I was delighted at the reaction, it is my sense of humour of course, but you don't know how that might translate. Maybe not enough people will respond that it makes any impact at all, but Withnail & I wasn't very popular to begin with. There have been a few reviews where it hasn't done anything for them while some people love it, but that's the high subjectivity of film, and if it touches some people then you can't say fairer than that.
Do you know the state of the third film?
I can't tell you anything about it apart from the fact that the director, Mikkel [Nørgaard], got himself involved in the Danish equivalent of Friends and he might not be free for a while yet. That's been very successful and he also has family commitments. They did develop a script a while back which seemed really nice. There's a new Advance Party project where they have eight scripts that they're developing. Perhaps the way the series was developed could have been looked at as, in a sense, there are intrinsic problems when different scripts take different lengths of time to develop.

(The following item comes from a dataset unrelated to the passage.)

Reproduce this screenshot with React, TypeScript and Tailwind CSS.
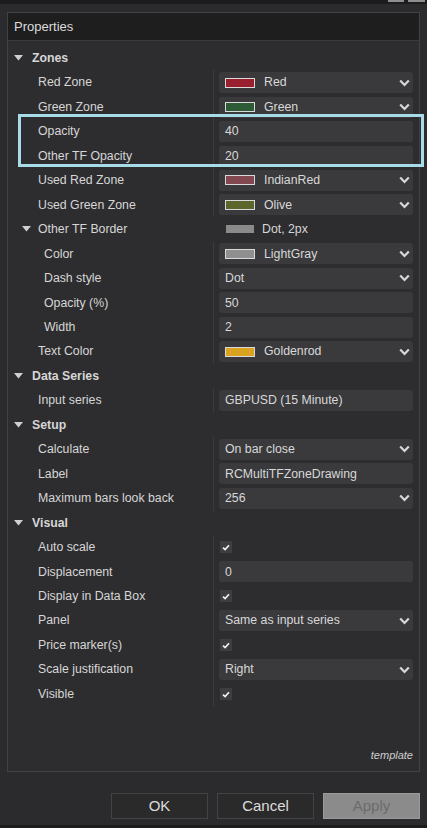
import React from "react";

type Row =
  | { kind: "section"; label: string }
  | { kind: "group"; label: string; swatch: string; value: string }
  | {
      kind: "prop";
      label: string;
      indent?: boolean;
      value?: string;
      swatch?: string;
      select?: boolean;
      check?: boolean;
    };

const rows: Row[] = [
  { kind: "section", label: "Zones" },
  { kind: "prop", label: "Red Zone", swatch: "#9a1f2e", value: "Red", select: true },
  { kind: "prop", label: "Green Zone", swatch: "#2b5c35", value: "Green", select: true },
  { kind: "prop", label: "Opacity", value: "40" },
  { kind: "prop", label: "Other TF Opacity", value: "20" },
  { kind: "prop", label: "Used Red Zone", swatch: "#824850", value: "IndianRed", select: true },
  { kind: "prop", label: "Used Green Zone", swatch: "#5c652c", value: "Olive", select: true },
  { kind: "group", label: "Other TF Border", swatch: "#8a8a8a", value: "Dot, 2px" },
  { kind: "prop", label: "Color", indent: true, swatch: "#8f8f8f", value: "LightGray", select: true },
  { kind: "prop", label: "Dash style", indent: true, value: "Dot", select: true },
  { kind: "prop", label: "Opacity (%)", indent: true, value: "50" },
  { kind: "prop", label: "Width", indent: true, value: "2" },
  { kind: "prop", label: "Text Color", swatch: "#d9a220", value: "Goldenrod", select: true },
  { kind: "section", label: "Data Series" },
  { kind: "prop", label: "Input series", value: "GBPUSD (15 Minute)" },
  { kind: "section", label: "Setup" },
  { kind: "prop", label: "Calculate", value: "On bar close", select: true },
  { kind: "prop", label: "Label", value: "RCMultiTFZoneDrawing" },
  { kind: "prop", label: "Maximum bars look back", value: "256", select: true },
  { kind: "section", label: "Visual" },
  { kind: "prop", label: "Auto scale", check: true },
  { kind: "prop", label: "Displacement", value: "0" },
  { kind: "prop", label: "Display in Data Box", check: true },
  { kind: "prop", label: "Panel", value: "Same as input series", select: true },
  { kind: "prop", label: "Price marker(s)", check: true },
  { kind: "prop", label: "Scale justification", value: "Right", select: true },
  { kind: "prop", label: "Visible", check: true },
];

function Triangle() {
  return (
    <svg width="9" height="6" viewBox="0 0 9 6" className="shrink-0">
      <path d="M0 0 L9 0 L4.5 5.5 Z" fill="#cfcfcf" />
    </svg>
  );
}

function Chevron() {
  return (
    <svg width="11" height="8" viewBox="0 0 11 8" className="ml-auto mr-[3px] shrink-0">
      <path d="M1.2 1.5 L5.5 6 L9.8 1.5" fill="none" stroke="#d8d8d8" strokeWidth="2.2" />
    </svg>
  );
}

function Swatch({ color, bordered = true }: { color: string; bordered?: boolean }) {
  return (
    <span
      className={`block shrink-0 ${bordered ? "h-[10px] w-[30px] border border-[#d9d9d9]" : "h-[8px] w-[28px]"}`}
      style={{ backgroundColor: color }}
    />
  );
}

function Check() {
  return (
    <span className="flex h-[12px] w-[12px] items-center justify-center bg-[#3e3e41]">
      <svg width="8" height="7" viewBox="0 0 8 7">
        <path d="M1 3.6 L3.1 5.6 L7 1.2" fill="none" stroke="#f0f0f0" strokeWidth="1.7" />
      </svg>
    </span>
  );
}

function PropertyRow({ row }: { row: Row }) {
  if (row.kind === "section") {
    return (
      <div className="flex h-[24.46px] items-center pl-[6px]">
        <Triangle />
        <span className="ml-[9px] text-[12.3px] font-bold text-[#d6d6d6]">{row.label}</span>
      </div>
    );
  }
  if (row.kind === "group") {
    return (
      <div className="flex h-[24.46px] items-center">
        <div className="flex w-[205px] items-center pl-[14px]">
          <Triangle />
          <span className="ml-[7px] text-[12.3px] text-[#d6d6d6]">{row.label}</span>
        </div>
        <div className="flex items-center gap-[8px] pl-[13px]">
          <Swatch color={row.swatch} bordered={false} />
          <span className="text-[12.3px] text-[#d6d6d6]">{row.value}</span>
        </div>
      </div>
    );
  }
  return (
    <div className="flex h-[24.46px] items-center">
      <div className={`w-[205px] text-[12.3px] text-[#d6d6d6] ${row.indent ? "pl-[36px]" : "pl-[30px]"}`}>
        {row.label}
      </div>
      <div className="flex h-full flex-1 items-center border-l border-[#3a3a3c] pl-[5px] pr-[6px]">
        {row.check ? (
          <div className="pl-[1px]">
            <Check />
          </div>
        ) : (
          <div className="flex h-[21px] w-full items-center rounded-[3px] bg-[#3a3a3d] pl-[6px]">
            {row.swatch && (
              <span className="mr-[9px]">
                <Swatch color={row.swatch} />
              </span>
            )}
            <span className="text-[12.3px] text-[#d8d8d8]">{row.value}</span>
            {row.select && <Chevron />}
          </div>
        )}
      </div>
    </div>
  );
}

export default function App() {
  return (
    <div
      className="relative flex h-[828px] w-[427px] flex-col overflow-hidden bg-[#2b2b2d]"
      style={{ fontFamily: '"Liberation Sans", Arial, sans-serif' }}
    >
      <div className="flex h-[4px] justify-end gap-[4px] bg-[#1c1c1c] pr-[2px]">
        <span className="h-[2px] w-[16px] bg-[#8e8e8e]" />
        <span className="h-[2px] w-[17px] bg-[#8e8e8e]" />
      </div>

      <div className="mx-[7px] mt-[8px] flex h-[760px] flex-col border border-[#424244]">
        <div className="flex h-[28px] items-center border-b border-[#3c3c3e] bg-[#1e1e1f] pl-[6px] text-[13px] text-[#dcdcdc]">
          Properties
        </div>
        <div className="relative flex flex-1 flex-col bg-[#2d2d2f] pt-[5px]">
          {rows.map((row, i) => (
            <PropertyRow key={i} row={row} />
          ))}
          <div className="mt-auto pb-[8px] pr-[6px] text-right text-[11px] italic text-[#cfcfcf]">template</div>
        </div>
      </div>

      <div className="mt-[21px] flex justify-end gap-[9px] pr-[7px]">
        <button className="h-[26px] w-[97px] border border-[#434345] bg-[#2a2a2b] text-[15px] text-[#dcdcdc]">OK</button>
        <button className="h-[26px] w-[97px] border border-[#434345] bg-[#2a2a2b] text-[15px] text-[#dcdcdc]">Cancel</button>
        <button className="h-[26px] w-[97px] border border-[#9a9a9a] bg-[#8b8b8b] text-[15px] text-[#6c6c6c]">Apply</button>
      </div>

      <div className="mt-auto h-[3px] bg-[#1c1c1c]" />

      <div className="absolute left-[18px] top-[114px] h-[53px] w-[406px] border-[3px] border-[#a6dbe7]" />
    </div>
  );
}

Is it difficult to work with teams in another country? Did you deal much with the Danes?
We didn't have much interaction with the Danes, but we did make a trip and met Lars von Trier briefly, and he gave us some schnapps. It's nice to meet a legend. I remember seeing his first film, Europa I think it was, and everything was so different after that. For me he's a legendary character, and he's bonkers [laughs], but he's a really interesting character and his fixation with rules comes from a really personal place. Didn't he have a very free and expansive childhood? I think rules, for him, give form and structure and, to a certain degree, a kind of security. I didn't have that kind of childhood and for me freedom is slightly more attractive. But it's interesting to issue challenges like that, it creates dialogue which is a good thing.